**** Data shown
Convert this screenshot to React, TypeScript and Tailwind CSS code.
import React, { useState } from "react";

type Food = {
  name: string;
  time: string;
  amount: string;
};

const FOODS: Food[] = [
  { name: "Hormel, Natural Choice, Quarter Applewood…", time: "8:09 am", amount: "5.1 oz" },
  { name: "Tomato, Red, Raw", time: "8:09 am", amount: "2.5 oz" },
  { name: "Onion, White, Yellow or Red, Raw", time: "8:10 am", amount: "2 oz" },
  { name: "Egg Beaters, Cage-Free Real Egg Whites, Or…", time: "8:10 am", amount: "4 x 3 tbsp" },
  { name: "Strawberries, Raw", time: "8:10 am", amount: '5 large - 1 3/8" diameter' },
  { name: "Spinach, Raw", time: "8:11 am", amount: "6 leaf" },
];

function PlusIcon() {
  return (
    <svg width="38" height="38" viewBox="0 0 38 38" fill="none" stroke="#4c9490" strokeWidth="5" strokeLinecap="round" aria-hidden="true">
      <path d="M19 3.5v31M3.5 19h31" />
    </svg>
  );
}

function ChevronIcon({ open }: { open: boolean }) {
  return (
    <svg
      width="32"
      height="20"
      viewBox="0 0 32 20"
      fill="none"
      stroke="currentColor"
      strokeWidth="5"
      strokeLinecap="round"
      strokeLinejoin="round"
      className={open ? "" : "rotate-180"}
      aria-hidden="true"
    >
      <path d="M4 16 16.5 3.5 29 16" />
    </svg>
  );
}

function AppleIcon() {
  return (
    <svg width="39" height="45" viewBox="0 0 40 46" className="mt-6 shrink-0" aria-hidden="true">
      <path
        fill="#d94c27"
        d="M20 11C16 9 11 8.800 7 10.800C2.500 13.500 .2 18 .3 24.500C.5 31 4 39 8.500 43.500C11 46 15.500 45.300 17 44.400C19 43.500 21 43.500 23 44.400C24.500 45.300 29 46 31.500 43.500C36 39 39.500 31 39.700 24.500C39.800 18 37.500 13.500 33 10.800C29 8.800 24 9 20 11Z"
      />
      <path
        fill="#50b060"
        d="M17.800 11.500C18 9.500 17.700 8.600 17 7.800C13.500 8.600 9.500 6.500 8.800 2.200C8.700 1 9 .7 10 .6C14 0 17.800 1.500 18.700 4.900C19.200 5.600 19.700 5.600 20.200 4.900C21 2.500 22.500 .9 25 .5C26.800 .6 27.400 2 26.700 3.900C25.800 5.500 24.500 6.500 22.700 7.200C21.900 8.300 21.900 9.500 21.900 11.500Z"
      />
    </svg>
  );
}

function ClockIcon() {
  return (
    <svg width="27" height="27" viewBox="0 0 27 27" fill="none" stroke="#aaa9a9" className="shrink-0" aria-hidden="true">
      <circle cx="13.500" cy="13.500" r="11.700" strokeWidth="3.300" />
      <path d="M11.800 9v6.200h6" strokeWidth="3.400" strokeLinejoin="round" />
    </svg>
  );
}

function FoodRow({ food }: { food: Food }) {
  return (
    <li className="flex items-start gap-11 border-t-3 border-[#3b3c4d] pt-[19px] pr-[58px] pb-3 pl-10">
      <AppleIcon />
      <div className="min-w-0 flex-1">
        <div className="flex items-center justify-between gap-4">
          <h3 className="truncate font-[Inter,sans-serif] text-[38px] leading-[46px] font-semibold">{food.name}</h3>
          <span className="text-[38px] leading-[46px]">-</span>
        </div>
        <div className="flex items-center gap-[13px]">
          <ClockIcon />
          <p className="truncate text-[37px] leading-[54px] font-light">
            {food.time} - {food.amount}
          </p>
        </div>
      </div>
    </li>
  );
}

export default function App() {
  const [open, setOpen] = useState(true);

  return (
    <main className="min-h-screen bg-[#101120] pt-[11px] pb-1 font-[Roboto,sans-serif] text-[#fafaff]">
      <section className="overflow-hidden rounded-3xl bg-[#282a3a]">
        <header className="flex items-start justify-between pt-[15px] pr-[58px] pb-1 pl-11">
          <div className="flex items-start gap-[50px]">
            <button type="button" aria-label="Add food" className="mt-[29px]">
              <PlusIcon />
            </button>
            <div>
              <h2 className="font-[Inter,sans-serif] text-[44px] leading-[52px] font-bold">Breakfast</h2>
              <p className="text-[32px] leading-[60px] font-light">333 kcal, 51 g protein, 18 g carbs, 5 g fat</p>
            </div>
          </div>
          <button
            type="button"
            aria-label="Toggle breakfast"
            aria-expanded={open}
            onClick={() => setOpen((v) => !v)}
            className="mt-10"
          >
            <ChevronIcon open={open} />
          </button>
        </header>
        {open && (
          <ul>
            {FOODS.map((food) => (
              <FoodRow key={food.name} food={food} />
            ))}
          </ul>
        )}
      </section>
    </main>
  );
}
********
**** Data shown
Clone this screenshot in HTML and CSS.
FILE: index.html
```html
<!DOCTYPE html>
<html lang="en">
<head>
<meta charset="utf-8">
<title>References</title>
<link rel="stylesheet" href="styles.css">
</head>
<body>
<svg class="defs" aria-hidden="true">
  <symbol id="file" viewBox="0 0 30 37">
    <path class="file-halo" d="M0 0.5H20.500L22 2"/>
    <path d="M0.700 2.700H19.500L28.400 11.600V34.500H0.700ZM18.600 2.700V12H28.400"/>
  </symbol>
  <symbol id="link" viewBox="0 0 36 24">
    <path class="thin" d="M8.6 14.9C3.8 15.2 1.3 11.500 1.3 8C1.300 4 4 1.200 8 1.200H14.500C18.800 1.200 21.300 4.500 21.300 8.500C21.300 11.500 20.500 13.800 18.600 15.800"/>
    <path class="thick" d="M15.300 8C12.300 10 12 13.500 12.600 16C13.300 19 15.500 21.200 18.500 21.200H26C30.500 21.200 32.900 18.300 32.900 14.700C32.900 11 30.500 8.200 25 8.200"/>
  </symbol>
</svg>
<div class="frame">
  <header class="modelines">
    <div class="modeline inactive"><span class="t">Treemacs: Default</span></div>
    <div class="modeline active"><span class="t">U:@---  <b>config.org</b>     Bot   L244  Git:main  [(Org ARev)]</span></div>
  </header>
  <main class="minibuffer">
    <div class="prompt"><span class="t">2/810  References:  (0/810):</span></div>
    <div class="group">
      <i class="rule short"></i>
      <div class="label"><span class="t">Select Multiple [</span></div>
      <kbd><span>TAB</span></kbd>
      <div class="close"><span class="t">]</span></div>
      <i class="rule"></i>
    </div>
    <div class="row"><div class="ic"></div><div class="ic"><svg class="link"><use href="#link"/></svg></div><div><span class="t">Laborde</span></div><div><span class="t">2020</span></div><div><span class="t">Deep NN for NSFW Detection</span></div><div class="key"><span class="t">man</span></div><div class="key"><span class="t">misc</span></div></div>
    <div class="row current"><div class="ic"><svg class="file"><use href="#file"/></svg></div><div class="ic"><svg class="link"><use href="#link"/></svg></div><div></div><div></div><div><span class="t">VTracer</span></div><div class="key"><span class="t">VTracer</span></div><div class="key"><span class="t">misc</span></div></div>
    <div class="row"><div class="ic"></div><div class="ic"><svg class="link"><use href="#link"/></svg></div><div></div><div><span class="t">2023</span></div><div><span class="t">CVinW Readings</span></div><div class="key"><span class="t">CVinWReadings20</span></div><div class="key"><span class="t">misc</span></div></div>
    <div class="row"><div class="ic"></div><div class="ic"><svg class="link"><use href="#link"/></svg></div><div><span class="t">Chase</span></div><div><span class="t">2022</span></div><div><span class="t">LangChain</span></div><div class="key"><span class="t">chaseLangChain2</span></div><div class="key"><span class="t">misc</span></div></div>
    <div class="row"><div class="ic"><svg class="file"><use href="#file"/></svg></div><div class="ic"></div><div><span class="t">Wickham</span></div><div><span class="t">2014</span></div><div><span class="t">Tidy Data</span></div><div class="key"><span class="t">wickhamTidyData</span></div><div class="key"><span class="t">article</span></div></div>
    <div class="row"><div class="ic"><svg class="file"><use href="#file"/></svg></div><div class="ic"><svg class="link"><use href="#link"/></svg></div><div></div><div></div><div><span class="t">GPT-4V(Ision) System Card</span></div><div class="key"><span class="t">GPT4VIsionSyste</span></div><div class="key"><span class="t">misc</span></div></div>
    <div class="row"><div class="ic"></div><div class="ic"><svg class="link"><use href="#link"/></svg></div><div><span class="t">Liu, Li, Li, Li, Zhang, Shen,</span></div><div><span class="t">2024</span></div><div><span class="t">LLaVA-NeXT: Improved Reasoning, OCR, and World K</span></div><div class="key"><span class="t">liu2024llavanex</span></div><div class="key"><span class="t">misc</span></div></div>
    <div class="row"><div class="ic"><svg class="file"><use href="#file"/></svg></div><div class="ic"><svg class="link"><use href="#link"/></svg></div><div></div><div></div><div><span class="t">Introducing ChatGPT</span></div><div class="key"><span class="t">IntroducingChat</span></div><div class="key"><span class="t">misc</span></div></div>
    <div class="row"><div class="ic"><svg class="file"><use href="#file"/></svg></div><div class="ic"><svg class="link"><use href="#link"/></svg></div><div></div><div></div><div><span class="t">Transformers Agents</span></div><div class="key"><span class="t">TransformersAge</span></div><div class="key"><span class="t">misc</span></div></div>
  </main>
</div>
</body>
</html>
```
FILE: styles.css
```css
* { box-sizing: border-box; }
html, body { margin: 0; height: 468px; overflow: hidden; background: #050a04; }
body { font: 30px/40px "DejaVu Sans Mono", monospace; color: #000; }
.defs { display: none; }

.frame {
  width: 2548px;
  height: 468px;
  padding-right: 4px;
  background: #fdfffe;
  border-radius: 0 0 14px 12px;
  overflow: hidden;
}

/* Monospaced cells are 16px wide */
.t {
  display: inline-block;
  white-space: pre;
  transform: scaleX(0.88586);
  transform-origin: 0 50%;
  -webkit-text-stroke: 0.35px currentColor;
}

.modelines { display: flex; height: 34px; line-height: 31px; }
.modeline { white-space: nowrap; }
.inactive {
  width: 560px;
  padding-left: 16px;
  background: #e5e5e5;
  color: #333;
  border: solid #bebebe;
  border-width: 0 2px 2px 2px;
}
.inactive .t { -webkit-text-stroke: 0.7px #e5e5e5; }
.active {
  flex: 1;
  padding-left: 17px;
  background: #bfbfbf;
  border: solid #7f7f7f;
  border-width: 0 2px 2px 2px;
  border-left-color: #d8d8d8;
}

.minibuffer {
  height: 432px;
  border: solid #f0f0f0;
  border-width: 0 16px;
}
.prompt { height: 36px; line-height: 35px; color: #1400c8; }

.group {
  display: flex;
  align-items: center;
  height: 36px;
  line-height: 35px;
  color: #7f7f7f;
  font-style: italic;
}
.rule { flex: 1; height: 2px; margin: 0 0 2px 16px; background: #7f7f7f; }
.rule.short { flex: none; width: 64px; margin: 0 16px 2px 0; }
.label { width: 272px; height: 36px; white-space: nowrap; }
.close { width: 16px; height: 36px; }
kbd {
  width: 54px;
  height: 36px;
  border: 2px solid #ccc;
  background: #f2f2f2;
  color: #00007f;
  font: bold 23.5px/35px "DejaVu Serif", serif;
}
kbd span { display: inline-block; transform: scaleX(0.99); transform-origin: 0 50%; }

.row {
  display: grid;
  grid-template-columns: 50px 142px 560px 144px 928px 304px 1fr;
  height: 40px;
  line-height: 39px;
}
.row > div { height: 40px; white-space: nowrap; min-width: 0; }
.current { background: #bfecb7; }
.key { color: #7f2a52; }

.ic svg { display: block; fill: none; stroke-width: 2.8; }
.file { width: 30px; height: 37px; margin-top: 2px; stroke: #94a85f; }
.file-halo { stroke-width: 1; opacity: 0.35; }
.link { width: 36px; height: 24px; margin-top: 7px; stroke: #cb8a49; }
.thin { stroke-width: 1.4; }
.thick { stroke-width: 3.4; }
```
********
**** Data shown
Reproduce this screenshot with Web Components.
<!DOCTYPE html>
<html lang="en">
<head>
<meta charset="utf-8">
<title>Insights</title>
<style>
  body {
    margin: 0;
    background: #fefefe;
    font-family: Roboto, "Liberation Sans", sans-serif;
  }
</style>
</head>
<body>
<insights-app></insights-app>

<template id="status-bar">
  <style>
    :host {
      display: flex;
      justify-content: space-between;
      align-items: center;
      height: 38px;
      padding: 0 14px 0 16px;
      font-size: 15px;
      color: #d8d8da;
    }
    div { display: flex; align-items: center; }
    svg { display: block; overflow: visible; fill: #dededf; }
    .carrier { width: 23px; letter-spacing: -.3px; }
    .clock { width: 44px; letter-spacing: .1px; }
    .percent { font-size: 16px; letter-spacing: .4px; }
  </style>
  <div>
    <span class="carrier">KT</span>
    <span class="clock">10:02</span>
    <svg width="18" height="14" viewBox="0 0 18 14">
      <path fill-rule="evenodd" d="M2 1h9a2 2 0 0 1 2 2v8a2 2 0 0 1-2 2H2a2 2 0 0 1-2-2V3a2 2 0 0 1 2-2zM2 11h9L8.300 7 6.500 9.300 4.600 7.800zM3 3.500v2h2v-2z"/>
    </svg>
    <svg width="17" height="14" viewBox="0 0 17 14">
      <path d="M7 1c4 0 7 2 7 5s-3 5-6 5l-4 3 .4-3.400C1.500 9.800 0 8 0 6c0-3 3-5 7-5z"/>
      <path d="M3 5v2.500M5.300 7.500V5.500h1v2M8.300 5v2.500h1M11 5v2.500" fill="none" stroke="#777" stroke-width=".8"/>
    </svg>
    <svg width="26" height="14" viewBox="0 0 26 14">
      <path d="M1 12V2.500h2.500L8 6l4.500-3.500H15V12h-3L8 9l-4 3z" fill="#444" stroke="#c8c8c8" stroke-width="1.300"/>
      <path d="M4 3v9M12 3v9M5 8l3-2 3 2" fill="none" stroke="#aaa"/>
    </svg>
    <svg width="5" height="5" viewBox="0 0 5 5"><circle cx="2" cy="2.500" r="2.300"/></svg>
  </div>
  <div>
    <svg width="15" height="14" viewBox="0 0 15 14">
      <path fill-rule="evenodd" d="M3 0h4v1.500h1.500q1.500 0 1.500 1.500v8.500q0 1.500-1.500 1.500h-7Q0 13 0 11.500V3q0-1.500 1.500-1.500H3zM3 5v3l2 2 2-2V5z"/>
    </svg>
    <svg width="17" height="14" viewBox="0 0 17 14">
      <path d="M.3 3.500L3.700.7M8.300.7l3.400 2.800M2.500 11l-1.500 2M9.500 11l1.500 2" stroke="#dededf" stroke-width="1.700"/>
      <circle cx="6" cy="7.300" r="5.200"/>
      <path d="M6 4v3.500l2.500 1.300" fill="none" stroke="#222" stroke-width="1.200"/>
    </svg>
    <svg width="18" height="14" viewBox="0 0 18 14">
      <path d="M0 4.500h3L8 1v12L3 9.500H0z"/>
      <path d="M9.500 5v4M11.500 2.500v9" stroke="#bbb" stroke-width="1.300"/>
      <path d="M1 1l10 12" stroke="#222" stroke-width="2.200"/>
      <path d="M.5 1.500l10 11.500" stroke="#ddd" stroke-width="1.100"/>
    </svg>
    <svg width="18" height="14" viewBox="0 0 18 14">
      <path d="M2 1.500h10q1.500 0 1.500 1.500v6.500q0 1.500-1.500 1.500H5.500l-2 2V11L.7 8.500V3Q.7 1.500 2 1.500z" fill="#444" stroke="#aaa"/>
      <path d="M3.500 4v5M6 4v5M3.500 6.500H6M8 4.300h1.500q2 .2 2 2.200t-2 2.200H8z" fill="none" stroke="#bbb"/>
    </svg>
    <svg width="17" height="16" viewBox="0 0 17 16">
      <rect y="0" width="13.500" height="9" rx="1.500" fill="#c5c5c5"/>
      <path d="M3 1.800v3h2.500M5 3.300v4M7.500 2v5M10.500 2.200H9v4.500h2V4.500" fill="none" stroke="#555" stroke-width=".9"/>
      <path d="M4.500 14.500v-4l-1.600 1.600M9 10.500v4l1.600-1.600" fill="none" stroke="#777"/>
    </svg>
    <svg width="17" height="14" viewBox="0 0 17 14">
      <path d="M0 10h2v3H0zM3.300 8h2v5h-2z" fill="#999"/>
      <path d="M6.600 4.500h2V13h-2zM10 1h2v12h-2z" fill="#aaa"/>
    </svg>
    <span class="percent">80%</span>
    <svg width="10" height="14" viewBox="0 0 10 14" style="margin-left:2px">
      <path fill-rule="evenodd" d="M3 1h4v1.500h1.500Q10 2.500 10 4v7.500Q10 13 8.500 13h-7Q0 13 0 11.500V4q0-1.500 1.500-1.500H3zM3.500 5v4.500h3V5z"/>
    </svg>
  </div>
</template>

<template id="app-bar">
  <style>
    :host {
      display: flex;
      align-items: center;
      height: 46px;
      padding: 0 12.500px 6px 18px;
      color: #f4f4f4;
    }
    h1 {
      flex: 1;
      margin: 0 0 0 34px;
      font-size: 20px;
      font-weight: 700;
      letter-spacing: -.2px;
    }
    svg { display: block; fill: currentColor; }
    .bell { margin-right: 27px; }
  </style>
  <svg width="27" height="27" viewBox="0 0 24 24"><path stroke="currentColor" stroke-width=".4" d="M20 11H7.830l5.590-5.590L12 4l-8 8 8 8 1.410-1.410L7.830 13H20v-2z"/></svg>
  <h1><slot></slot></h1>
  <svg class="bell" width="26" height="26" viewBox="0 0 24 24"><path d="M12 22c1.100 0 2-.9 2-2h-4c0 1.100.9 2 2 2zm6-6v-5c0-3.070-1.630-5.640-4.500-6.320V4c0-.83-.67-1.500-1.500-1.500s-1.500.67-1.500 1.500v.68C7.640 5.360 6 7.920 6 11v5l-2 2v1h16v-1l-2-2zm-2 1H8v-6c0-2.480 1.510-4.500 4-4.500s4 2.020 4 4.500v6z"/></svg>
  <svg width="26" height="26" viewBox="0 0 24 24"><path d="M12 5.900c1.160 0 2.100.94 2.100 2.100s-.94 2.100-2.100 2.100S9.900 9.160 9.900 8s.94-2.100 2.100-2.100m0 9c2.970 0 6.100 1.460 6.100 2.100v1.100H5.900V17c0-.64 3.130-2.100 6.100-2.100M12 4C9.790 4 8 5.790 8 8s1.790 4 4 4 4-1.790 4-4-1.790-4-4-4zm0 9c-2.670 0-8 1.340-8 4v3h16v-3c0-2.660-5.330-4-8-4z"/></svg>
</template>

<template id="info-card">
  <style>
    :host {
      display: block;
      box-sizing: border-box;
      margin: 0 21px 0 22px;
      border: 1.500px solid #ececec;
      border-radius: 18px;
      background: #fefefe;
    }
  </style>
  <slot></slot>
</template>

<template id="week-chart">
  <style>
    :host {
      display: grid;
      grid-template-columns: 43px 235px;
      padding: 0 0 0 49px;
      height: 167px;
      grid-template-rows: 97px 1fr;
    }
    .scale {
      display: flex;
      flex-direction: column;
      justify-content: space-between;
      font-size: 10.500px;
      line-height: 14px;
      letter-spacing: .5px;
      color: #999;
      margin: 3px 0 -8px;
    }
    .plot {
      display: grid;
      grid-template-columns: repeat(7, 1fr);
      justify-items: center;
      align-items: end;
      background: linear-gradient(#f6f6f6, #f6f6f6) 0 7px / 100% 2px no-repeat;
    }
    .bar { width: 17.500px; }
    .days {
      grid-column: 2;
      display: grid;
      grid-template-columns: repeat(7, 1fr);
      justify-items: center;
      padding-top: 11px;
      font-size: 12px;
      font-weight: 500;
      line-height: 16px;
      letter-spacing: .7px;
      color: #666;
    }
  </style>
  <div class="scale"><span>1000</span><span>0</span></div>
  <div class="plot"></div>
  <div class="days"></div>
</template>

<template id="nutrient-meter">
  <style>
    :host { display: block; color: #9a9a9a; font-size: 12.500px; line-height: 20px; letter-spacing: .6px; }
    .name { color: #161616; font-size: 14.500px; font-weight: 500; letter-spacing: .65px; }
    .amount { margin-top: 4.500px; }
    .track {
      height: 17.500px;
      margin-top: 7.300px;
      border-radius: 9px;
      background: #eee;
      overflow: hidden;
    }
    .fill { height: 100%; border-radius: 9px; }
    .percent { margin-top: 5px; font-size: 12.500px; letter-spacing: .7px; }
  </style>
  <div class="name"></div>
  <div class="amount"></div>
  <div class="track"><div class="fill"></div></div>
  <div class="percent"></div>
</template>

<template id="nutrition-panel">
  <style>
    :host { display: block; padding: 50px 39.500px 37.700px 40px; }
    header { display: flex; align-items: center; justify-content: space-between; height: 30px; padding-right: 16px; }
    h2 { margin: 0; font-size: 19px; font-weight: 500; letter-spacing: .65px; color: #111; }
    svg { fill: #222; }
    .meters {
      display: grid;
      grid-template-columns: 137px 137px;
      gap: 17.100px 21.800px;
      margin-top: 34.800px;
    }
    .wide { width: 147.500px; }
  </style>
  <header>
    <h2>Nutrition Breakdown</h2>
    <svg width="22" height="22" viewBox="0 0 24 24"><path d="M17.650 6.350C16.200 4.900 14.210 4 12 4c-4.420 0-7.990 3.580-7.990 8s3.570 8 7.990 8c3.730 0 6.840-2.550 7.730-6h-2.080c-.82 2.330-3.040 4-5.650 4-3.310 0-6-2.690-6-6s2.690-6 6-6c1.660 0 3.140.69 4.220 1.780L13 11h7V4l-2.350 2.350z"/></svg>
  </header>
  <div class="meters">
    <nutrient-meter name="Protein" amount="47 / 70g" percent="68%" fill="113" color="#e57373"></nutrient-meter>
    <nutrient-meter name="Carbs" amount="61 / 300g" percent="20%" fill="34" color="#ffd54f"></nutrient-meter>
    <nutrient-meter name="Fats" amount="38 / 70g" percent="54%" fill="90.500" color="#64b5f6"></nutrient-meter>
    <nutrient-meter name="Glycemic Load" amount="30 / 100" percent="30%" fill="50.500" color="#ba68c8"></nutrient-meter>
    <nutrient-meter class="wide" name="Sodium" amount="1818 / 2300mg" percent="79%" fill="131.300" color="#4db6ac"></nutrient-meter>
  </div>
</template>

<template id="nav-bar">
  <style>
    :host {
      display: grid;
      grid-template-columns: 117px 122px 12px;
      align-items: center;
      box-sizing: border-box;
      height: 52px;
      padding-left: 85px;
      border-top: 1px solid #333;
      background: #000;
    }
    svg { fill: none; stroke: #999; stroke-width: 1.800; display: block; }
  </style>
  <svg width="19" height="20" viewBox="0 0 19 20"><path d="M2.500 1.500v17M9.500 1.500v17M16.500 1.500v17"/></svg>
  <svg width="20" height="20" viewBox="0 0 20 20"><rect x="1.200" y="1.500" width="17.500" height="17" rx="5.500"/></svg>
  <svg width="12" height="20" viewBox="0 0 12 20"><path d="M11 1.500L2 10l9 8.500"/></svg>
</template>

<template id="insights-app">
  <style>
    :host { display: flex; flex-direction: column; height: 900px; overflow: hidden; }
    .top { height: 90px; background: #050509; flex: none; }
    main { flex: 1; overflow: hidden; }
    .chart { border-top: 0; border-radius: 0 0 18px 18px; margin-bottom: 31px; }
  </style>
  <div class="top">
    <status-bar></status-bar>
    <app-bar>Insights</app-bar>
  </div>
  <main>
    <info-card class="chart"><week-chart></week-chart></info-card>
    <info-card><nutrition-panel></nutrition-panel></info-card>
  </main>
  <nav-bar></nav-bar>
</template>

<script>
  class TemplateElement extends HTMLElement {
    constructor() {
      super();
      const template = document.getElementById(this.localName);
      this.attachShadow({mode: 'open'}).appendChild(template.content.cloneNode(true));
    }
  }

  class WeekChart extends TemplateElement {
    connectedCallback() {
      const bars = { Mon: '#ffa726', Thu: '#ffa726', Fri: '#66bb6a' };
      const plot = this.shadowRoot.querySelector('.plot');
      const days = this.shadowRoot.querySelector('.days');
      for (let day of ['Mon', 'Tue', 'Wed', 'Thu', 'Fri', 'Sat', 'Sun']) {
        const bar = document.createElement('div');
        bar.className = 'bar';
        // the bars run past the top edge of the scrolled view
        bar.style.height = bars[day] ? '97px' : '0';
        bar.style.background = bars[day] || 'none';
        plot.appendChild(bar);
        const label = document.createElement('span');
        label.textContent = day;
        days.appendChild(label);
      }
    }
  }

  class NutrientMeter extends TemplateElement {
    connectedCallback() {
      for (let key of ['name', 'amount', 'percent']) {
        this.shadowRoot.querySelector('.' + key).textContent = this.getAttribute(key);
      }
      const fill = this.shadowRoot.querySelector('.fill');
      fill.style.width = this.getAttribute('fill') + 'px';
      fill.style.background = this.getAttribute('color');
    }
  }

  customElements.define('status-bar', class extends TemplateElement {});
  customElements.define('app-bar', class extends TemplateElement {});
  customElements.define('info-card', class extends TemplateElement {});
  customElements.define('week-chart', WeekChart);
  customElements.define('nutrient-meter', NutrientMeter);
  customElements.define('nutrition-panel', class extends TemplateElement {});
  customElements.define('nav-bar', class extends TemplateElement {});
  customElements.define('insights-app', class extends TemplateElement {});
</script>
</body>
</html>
********
■ **Problem statement**:
Begin with the line that has "Reproduce this screenshot" in the listing above and end after the line that has "<insights-app></insights-app>"; output those lines exactly.

■ **Result**:
Reproduce this screenshot with Web Components.
<!DOCTYPE html>
<html lang="en">
<head>
<meta charset="utf-8">
<title>Insights</title>
<style>
  body {
    margin: 0;
    background: #fefefe;
    font-family: Roboto, "Liberation Sans", sans-serif;
  }
</style>
</head>
<body>
<insights-app></insights-app>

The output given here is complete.